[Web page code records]
-- -- --
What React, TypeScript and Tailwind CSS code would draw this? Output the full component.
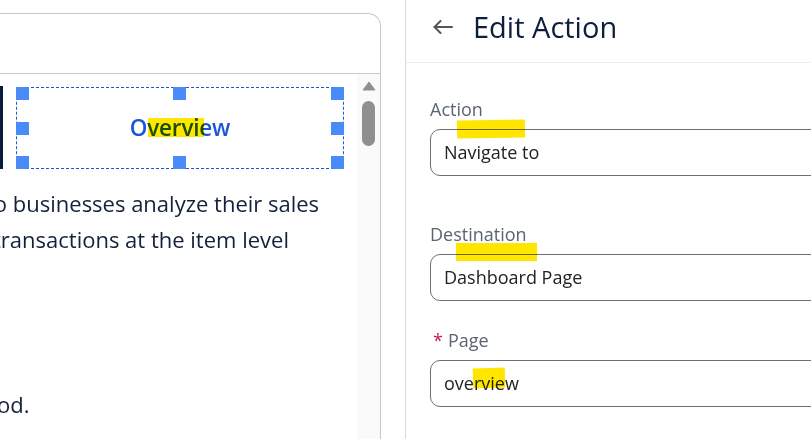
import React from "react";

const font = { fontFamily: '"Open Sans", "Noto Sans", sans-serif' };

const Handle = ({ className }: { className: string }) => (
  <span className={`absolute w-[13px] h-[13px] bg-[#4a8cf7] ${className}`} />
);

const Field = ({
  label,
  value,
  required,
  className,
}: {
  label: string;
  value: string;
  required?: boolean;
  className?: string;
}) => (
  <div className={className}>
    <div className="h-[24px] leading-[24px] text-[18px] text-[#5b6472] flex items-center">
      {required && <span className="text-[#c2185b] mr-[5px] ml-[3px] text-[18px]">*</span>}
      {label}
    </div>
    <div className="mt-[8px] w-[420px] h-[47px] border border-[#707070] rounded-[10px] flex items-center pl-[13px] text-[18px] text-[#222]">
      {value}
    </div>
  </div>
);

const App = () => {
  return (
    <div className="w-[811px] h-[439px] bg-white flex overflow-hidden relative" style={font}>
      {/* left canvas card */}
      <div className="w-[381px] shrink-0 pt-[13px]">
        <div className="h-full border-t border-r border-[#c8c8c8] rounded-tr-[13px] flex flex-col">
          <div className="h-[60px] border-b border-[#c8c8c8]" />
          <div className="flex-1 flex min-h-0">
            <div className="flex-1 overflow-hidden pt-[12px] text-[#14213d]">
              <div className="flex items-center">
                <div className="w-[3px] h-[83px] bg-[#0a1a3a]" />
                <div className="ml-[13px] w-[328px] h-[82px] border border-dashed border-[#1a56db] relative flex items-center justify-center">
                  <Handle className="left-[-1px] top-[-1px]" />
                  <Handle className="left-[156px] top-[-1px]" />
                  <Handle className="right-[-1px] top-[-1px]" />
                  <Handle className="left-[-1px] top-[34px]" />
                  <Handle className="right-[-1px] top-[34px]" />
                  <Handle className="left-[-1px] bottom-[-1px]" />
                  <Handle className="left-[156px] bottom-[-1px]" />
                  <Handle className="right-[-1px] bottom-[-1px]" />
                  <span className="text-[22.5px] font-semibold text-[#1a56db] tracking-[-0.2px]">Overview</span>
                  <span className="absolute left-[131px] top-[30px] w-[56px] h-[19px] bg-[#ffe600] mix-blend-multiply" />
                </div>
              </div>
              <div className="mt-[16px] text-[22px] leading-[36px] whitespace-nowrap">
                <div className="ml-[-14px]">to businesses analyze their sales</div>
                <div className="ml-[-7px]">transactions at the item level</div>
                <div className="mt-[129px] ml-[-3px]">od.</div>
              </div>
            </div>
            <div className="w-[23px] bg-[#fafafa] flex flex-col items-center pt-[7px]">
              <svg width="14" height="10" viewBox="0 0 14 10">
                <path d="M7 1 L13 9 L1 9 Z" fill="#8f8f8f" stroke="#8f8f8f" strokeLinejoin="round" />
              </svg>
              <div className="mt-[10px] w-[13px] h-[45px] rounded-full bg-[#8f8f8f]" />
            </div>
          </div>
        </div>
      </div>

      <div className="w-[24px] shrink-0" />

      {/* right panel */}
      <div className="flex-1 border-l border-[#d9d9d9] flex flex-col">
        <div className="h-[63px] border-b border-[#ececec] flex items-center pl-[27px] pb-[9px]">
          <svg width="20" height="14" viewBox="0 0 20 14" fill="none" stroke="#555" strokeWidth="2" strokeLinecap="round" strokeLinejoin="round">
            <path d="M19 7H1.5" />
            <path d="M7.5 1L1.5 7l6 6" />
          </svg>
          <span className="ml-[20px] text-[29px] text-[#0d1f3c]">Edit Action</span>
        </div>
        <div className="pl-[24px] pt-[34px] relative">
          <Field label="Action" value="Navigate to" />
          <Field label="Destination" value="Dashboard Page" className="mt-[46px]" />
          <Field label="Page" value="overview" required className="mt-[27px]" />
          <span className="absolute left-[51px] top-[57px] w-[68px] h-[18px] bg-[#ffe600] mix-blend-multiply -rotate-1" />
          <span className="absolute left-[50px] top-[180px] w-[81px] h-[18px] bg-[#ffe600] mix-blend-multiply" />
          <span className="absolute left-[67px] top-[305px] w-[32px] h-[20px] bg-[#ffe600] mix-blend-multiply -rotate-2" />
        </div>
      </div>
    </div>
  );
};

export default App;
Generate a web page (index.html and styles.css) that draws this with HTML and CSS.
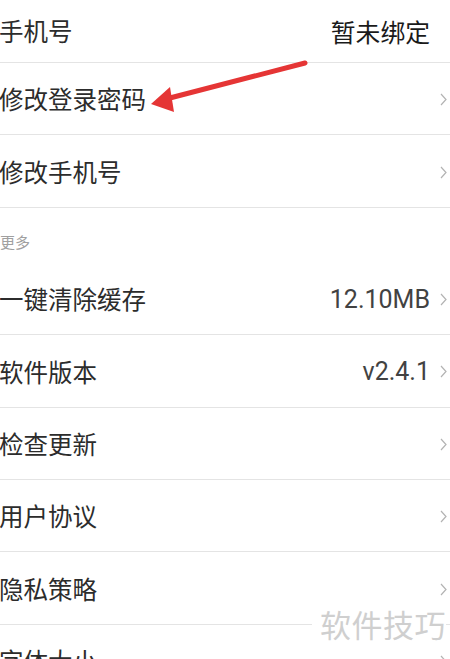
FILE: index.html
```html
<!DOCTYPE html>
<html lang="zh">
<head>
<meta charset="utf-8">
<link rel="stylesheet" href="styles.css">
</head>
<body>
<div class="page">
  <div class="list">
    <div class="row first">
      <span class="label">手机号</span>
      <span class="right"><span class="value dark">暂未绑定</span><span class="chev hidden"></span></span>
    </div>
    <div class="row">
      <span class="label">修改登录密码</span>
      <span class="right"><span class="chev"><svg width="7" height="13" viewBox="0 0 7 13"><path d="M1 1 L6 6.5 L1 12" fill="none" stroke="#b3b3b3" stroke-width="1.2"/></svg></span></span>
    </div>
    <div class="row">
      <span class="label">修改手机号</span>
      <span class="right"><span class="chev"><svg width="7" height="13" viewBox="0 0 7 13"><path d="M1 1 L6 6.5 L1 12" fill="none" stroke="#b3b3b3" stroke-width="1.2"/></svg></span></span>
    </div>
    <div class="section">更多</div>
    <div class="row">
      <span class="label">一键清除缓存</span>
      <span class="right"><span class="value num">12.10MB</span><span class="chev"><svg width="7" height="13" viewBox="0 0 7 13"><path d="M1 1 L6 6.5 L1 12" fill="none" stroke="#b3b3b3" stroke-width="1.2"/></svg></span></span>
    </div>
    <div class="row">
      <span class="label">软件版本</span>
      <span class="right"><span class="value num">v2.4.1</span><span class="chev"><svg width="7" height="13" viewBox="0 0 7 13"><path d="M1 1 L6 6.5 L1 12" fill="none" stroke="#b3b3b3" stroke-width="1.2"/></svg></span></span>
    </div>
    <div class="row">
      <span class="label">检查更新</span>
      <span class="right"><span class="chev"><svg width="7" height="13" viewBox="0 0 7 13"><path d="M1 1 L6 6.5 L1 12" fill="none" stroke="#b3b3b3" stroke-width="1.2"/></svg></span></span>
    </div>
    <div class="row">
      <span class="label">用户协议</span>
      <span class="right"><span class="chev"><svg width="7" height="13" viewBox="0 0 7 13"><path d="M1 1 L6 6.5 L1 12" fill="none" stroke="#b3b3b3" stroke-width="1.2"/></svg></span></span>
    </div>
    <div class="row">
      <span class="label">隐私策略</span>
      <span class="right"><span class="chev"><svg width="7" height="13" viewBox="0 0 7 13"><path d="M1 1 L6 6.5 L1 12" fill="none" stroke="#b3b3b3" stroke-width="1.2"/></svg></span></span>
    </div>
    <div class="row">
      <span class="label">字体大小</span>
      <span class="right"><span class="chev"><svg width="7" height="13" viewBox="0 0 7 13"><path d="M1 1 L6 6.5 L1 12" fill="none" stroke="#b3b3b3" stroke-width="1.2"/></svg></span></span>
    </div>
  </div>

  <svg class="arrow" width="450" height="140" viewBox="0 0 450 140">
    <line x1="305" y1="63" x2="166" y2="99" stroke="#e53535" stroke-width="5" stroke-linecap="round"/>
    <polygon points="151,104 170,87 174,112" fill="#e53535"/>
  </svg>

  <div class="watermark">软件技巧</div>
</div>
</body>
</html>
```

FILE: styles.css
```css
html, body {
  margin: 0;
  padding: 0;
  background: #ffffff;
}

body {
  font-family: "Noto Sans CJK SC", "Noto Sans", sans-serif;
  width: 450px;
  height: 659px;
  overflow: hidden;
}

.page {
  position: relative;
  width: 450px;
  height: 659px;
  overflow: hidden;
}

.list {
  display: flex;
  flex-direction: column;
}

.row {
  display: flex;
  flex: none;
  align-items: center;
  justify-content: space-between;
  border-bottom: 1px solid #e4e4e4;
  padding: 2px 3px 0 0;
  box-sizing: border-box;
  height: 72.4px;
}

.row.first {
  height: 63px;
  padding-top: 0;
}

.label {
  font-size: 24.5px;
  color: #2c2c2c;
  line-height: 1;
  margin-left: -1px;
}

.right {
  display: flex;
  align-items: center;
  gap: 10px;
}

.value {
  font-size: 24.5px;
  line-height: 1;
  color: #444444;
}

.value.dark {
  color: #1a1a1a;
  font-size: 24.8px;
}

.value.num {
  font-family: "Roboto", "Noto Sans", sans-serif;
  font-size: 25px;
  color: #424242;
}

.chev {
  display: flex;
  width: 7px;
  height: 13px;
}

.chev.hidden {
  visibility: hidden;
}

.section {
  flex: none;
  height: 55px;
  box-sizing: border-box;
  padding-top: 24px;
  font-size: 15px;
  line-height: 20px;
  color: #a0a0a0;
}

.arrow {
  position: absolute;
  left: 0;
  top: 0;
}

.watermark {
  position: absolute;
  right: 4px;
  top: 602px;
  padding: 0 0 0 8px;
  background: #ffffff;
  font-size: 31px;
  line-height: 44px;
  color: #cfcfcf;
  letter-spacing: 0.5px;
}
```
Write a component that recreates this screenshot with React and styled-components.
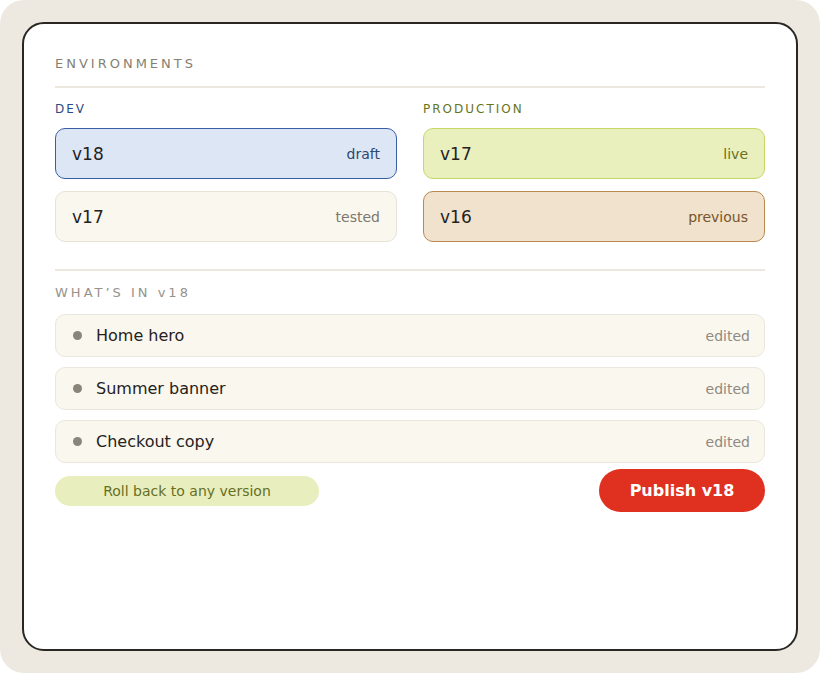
-- -- --
Exercise directions: Your task is to list each line of the records with the word "this".

Final answer:
What React, TypeScript and Tailwind CSS code would draw this? Output the full component.
Generate a web page (index.html and styles.css) that draws this with HTML and CSS.
Write a component that recreates this screenshot with React and styled-components.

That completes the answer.